### TASK DETAILS
Return a copy of each line that holds the string "React".
-- Begin INFORMATION PROVIDED --
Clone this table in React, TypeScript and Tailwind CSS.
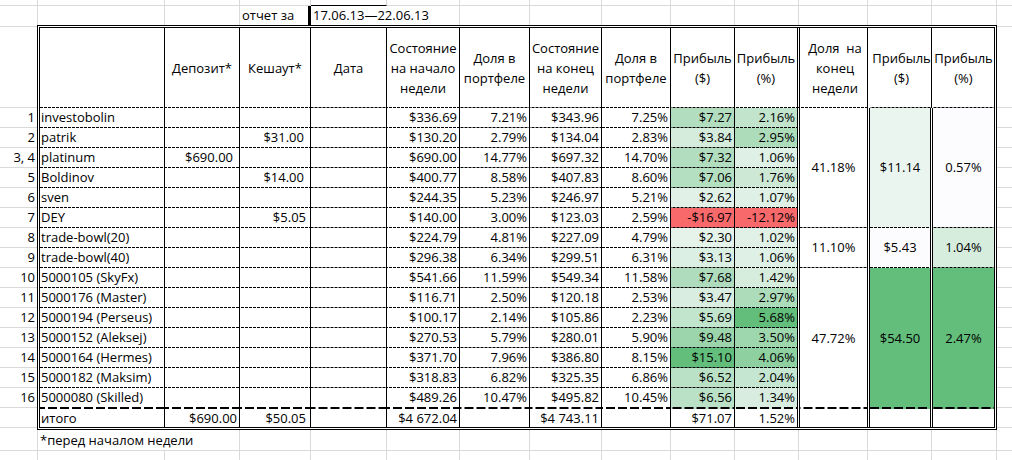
import React from "react";

const DASH =
  "bg-[linear-gradient(90deg,#000_3px,transparent_3px)] bg-[length:4px_1px] bg-bottom bg-repeat-x";
const THICK =
  "bg-[linear-gradient(90deg,#000_9px,transparent_9px)] bg-[length:12px_2px] bg-bottom bg-repeat-x";

type Row = {
  i: string;
  name: string;
  dep: string;
  cash: string;
  cashPr?: boolean;
  s1: string;
  d1: string;
  s2: string;
  d2: string;
  p: string;
  pp: string;
  pv: number;
  ppv: number;
};

const rows: Row[] = [
  { i: "1", name: "investobolin", dep: "", cash: "", s1: "$336.69", d1: "7.21%", s2: "$343.96", d2: "7.25%", p: "$7.27", pp: "2.16%", pv: 7.27, ppv: 2.16 },
  { i: "2", name: "patrik", dep: "", cash: "$31.00", cashPr: true, s1: "$130.20", d1: "2.79%", s2: "$134.04", d2: "2.83%", p: "$3.84", pp: "2.95%", pv: 3.84, ppv: 2.95 },
  { i: "3, 4", name: "platinum", dep: "$690.00", cash: "", s1: "$690.00", d1: "14.77%", s2: "$697.32", d2: "14.70%", p: "$7.32", pp: "1.06%", pv: 7.32, ppv: 1.06 },
  { i: "5", name: "Boldinov", dep: "", cash: "$14.00", cashPr: true, s1: "$400.77", d1: "8.58%", s2: "$407.83", d2: "8.60%", p: "$7.06", pp: "1.76%", pv: 7.06, ppv: 1.76 },
  { i: "6", name: "sven", dep: "", cash: "", s1: "$244.35", d1: "5.23%", s2: "$246.97", d2: "5.21%", p: "$2.62", pp: "1.07%", pv: 2.62, ppv: 1.07 },
  { i: "7", name: "DEY", dep: "", cash: "$5.05", s1: "$140.00", d1: "3.00%", s2: "$123.03", d2: "2.59%", p: "-$16.97", pp: "-12.12%", pv: -16.97, ppv: -12.12 },
  { i: "8", name: "trade-bowl(20)", dep: "", cash: "", s1: "$224.79", d1: "4.81%", s2: "$227.09", d2: "4.79%", p: "$2.30", pp: "1.02%", pv: 2.3, ppv: 1.02 },
  { i: "9", name: "trade-bowl(40)", dep: "", cash: "", s1: "$296.38", d1: "6.34%", s2: "$299.51", d2: "6.31%", p: "$3.13", pp: "1.06%", pv: 3.13, ppv: 1.06 },
  { i: "10", name: "5000105 (SkyFx)", dep: "", cash: "", s1: "$541.66", d1: "11.59%", s2: "$549.34", d2: "11.58%", p: "$7.68", pp: "1.42%", pv: 7.68, ppv: 1.42 },
  { i: "11", name: "5000176 (Master)", dep: "", cash: "", s1: "$116.71", d1: "2.50%", s2: "$120.18", d2: "2.53%", p: "$3.47", pp: "2.97%", pv: 3.47, ppv: 2.97 },
  { i: "12", name: "5000194 (Perseus)", dep: "", cash: "", s1: "$100.17", d1: "2.14%", s2: "$105.86", d2: "2.23%", p: "$5.69", pp: "5.68%", pv: 5.69, ppv: 5.68 },
  { i: "13", name: "5000152 (Aleksej)", dep: "", cash: "", s1: "$270.53", d1: "5.79%", s2: "$280.01", d2: "5.90%", p: "$9.48", pp: "3.50%", pv: 9.48, ppv: 3.5 },
  { i: "14", name: "5000164 (Hermes)", dep: "", cash: "", s1: "$371.70", d1: "7.96%", s2: "$386.80", d2: "8.15%", p: "$15.10", pp: "4.06%", pv: 15.1, ppv: 4.06 },
  { i: "15", name: "5000182 (Maksim)", dep: "", cash: "", s1: "$318.83", d1: "6.82%", s2: "$325.35", d2: "6.86%", p: "$6.52", pp: "2.04%", pv: 6.52, ppv: 2.04 },
  { i: "16", name: "5000080 (Skilled)", dep: "", cash: "", s1: "$489.26", d1: "10.47%", s2: "$495.82", d2: "10.45%", p: "$6.56", pp: "1.34%", pv: 6.56, ppv: 1.34 },
];

function scale(v: number, min: number, max: number): string {
  if (v < 0) return "#f8696b";
  const t = Math.max(0, Math.min(1, (v - min) / (max - min)));
  const r = Math.round(252 + (99 - 252) * t);
  const g = Math.round(252 + (190 - 252) * t);
  const b = Math.round(255 + (123 - 255) * t);
  return `rgb(${r},${g},${b})`;
}

const headers: { t: string; c: string }[] = [
  { t: "", c: "border-r border-black" },
  { t: "Депозит*", c: "border-r border-black" },
  { t: "Кешаут*", c: "border-r border-black" },
  { t: "Дата", c: "border-r border-black" },
  { t: "Состояние\nна начало\nнедели", c: "border-r border-black" },
  { t: "Доля в\nпортфеле", c: "border-r border-black" },
  { t: "Состояние\nна конец\nнедели", c: "border-r border-black" },
  { t: "Доля в\nпортфеле", c: "border-r border-black" },
  { t: "Прибыль\n($)", c: "border-r border-black" },
  { t: "Прибыль\n(%)", c: "border-r-[3px] border-double border-black" },
  { t: "Доля\u00a0 на\nконец\nнедели", c: "shadow-[inset_-2px_0_0_#fff,inset_-3px_0_0_#000]" },
  { t: "Прибыль\n($)", c: "shadow-[inset_-1px_0_0_#fff,inset_-2px_0_0_#000]" },
  { t: "Прибыль\n(%)", c: "" },
];

const groups = [
  { pos: "row-start-2 row-span-6", a: "41.18%", b: "$11.14", c: "0.57%", bv: 11.14, cv: 0.57, last: false },
  { pos: "row-start-8 row-span-2", a: "11.10%", b: "$5.43", c: "1.04%", bv: 5.43, cv: 1.04, last: false },
  { pos: "row-start-10 row-span-7", a: "47.72%", b: "$54.50", c: "2.47%", bv: 54.5, cv: 2.47, last: true },
];

function TopCells({ h }: { h: string }) {
  const widths = [
    "w-[73px]",
    "w-[70px]",
    "w-[72px]",
    "w-[69px]",
    "w-[64px]",
    "w-[64px]",
    "w-[69px]",
    "w-[64px]",
    "w-[65px]",
  ];
  return (
    <>
      {widths.map((w, k) => (
        <div key={k} className={`${w} ${h} shrink-0 border-r border-[#d9d9d9]`} />
      ))}
      <div className={`flex-1 ${h}`} />
    </>
  );
}

function SideColumn({ numbers }: { numbers: boolean }) {
  return (
    <div className="flex flex-col">
      <div className="h-[83px] pt-[1px]">
        <div className="h-full border-y border-[#d9d9d9]" />
      </div>
      {rows.map((r) => (
        <div
          key={r.i}
          className="h-[20px] border-b border-[#d9d9d9] text-right pr-[2px] leading-[19px] whitespace-nowrap"
        >
          {numbers ? r.i : ""}
        </div>
      ))}
      <div className="h-[20px] border-b border-[#d9d9d9]" />
    </div>
  );
}

export default function App() {
  const cellBase = "whitespace-nowrap leading-[19px]";
  return (
    <div className="w-[1012px] h-[460px] overflow-hidden bg-white text-black font-['Open_Sans',sans-serif] text-[13px]">
      {/* Row A */}
      <div className="flex h-[6px] border-b border-[#d9d9d9]">
        <div className="w-[38px] shrink-0 border-r border-[#d9d9d9]" />
        <div className="w-[127px] shrink-0 border-r border-[#d9d9d9]" />
        <div className="w-[75px] shrink-0 border-r border-[#d9d9d9]" />
        <div className="w-[71px] shrink-0 border-r border-[#d9d9d9]" />
        <div className="w-[76px] shrink-0 border-r border-[#d9d9d9] -mb-[1px] border-b border-b-black" />
        <TopCells h="h-[5px]" />
      </div>
      {/* Row B */}
      <div className="flex h-[19px]">
        <div className="w-[38px] shrink-0 border-r border-[#d9d9d9]" />
        <div className="w-[127px] shrink-0 border-r border-[#d9d9d9]" />
        <div className="w-[75px] shrink-0 border-r border-[#d9d9d9]" />
        <div className="w-[68px] shrink-0 pl-[2px] leading-[19px] whitespace-nowrap">отчет за</div>
        <div className="w-[79px] shrink-0 border-l-[3px] border-black pl-[2px] leading-[19px] whitespace-nowrap overflow-visible relative z-10">
          17.06.13—22.06.13
        </div>
        <div className="w-[73px] shrink-0" />
        <div className="w-[70px] shrink-0 border-l border-[#d9d9d9] -ml-[1px]" />
        <div className="w-[72px] shrink-0 border-l border-[#d9d9d9]" />
        <div className="w-[69px] shrink-0 border-l border-[#d9d9d9]" />
        <div className="w-[64px] shrink-0 border-l border-[#d9d9d9]" />
        <div className="w-[64px] shrink-0 border-l border-[#d9d9d9]" />
        <div className="w-[69px] shrink-0 border-l border-[#d9d9d9]" />
        <div className="w-[64px] shrink-0 border-l border-[#d9d9d9]" />
        <div className="w-[65px] shrink-0 border-l border-[#d9d9d9]" />
        <div className="flex-1 border-l border-[#d9d9d9]" />
      </div>

      {/* Middle: index column, table, right strip */}
      <div className="flex h-[405px]">
        <div className="w-[37px] shrink-0">
          <SideColumn numbers />
        </div>
        <div className="w-[960px] shrink-0 grid border-[3px] border-double border-black grid-cols-[125px_75px_71px_76px_73px_70px_72px_69px_64px_65px_70px_63px_61px] grid-rows-[80px_repeat(14,20px)_21px_18px]">
          {headers.map((h, k) => (
            <div
              key={`h${k}`}
              className={`flex items-center justify-center text-center whitespace-pre-line leading-[20px] pb-[1px] ${DASH} ${h.c}`}
            >
              {h.t}
            </div>
          ))}

          {groups.map((g, k) => (
            <React.Fragment key={`g${k}`}>
              <div
                className={`col-start-11 ${g.pos} flex items-center justify-center border-r-[3px] border-double border-black bg-clip-padding ${g.last ? THICK : DASH}`}
              >
                {g.a}
              </div>
              <div
                className={`col-start-12 ${g.pos} flex items-center justify-center border-r-[3px] border-double border-black bg-clip-padding ${g.last ? THICK : DASH}`}
                style={{ backgroundColor: scale(g.bv, 5.43, 54.5) }}
              >
                {g.b}
              </div>
              <div
                className={`col-start-13 ${g.pos} flex items-center justify-center ${g.last ? THICK : DASH}`}
                style={{ backgroundColor: scale(g.cv, 0.57, 2.47) }}
              >
                {g.c}
              </div>
            </React.Fragment>
          ))}

          {rows.map((r, k) => {
            const line = k === rows.length - 1 ? THICK : DASH;
            const right = `${cellBase} ${line} border-r border-black text-right pr-[2px]`;
            return (
              <React.Fragment key={`r${k}`}>
                <div className={`${cellBase} ${line} border-r border-black pl-[1px]`}>{r.name}</div>
                <div className={`${cellBase} ${line} border-r border-black text-right pr-[6px]`}>{r.dep}</div>
                <div className={`${cellBase} ${line} border-r border-black text-right ${r.cashPr ? "pr-[6px]" : "pr-[4px]"}`}>
                  {r.cash}
                </div>
                <div className={right} />
                <div className={right}>{r.s1}</div>
                <div className={right}>{r.d1}</div>
                <div className={right}>{r.s2}</div>
                <div className={right}>{r.d2}</div>
                <div className={`${right} bg-clip-padding`} style={{ backgroundColor: scale(r.pv, 0, 15.1) }}>
                  {r.p}
                </div>
                <div
                  className={`${cellBase} ${line} border-r-[3px] border-double border-black bg-clip-padding text-right pr-[2px]`}
                  style={{ backgroundColor: scale(r.ppv, 0, 5.68) }}
                >
                  {r.pp}
                </div>
              </React.Fragment>
            );
          })}

          {/* Total row */}
          <div className="leading-[18px] whitespace-nowrap border-r border-black pl-[1px]">итого</div>
          <div className="leading-[18px] whitespace-nowrap border-r border-black text-right pr-[2px]">$690.00</div>
          <div className="leading-[18px] whitespace-nowrap border-r border-black text-right pr-[4px]">$50.05</div>
          <div className="border-r border-black" />
          <div className="leading-[18px] whitespace-nowrap border-r border-black text-right pr-[2px]">$4 672.04</div>
          <div className="border-r border-black" />
          <div className="leading-[18px] whitespace-nowrap border-r border-black text-right pr-[2px]">$4 743.11</div>
          <div className="border-r border-black" />
          <div className="leading-[18px] whitespace-nowrap border-r border-black text-right pr-[2px]">$71.07</div>
          <div className="leading-[18px] whitespace-nowrap border-r-[3px] border-double border-black text-right pr-[2px]">1.52%</div>
          <div className="border-r-[3px] border-double border-black" />
          <div className="border-r-[3px] border-double border-black" />
          <div />
        </div>
        <div className="flex-1">
          <SideColumn numbers={false} />
        </div>
      </div>

      {/* Footer row */}
      <div className="flex h-[21px] border-b border-[#d9d9d9]">
        <div className="w-[38px] shrink-0 border-r border-[#d9d9d9]" />
        <div className="w-[202px] shrink-0 border-r border-[#d9d9d9] pl-[2px] leading-[20px] whitespace-nowrap">
          *перед началом недели
        </div>
        <div className="w-[71px] shrink-0 border-r border-[#d9d9d9]" />
        <div className="w-[76px] shrink-0 border-r border-[#d9d9d9]" />
        <TopCells h="h-[20px]" />
      </div>
      <div className="flex h-[10px]">
        <div className="w-[38px] shrink-0 border-r border-[#d9d9d9]" />
        <div className="w-[127px] shrink-0 border-r border-[#d9d9d9]" />
        <div className="w-[75px] shrink-0 border-r border-[#d9d9d9]" />
        <div className="w-[71px] shrink-0 border-r border-[#d9d9d9]" />
        <div className="w-[76px] shrink-0 border-r border-[#d9d9d9]" />
        <TopCells h="h-[10px]" />
      </div>
    </div>
  );
}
-- End INFORMATION PROVIDED --
### RESULT FOR THIS EXERCISE
Clone this table in React, TypeScript and Tailwind CSS.
import React from "react";
            <React.Fragment key={`g${k}`}>
            </React.Fragment>
              <React.Fragment key={`r${k}`}>
              </React.Fragment>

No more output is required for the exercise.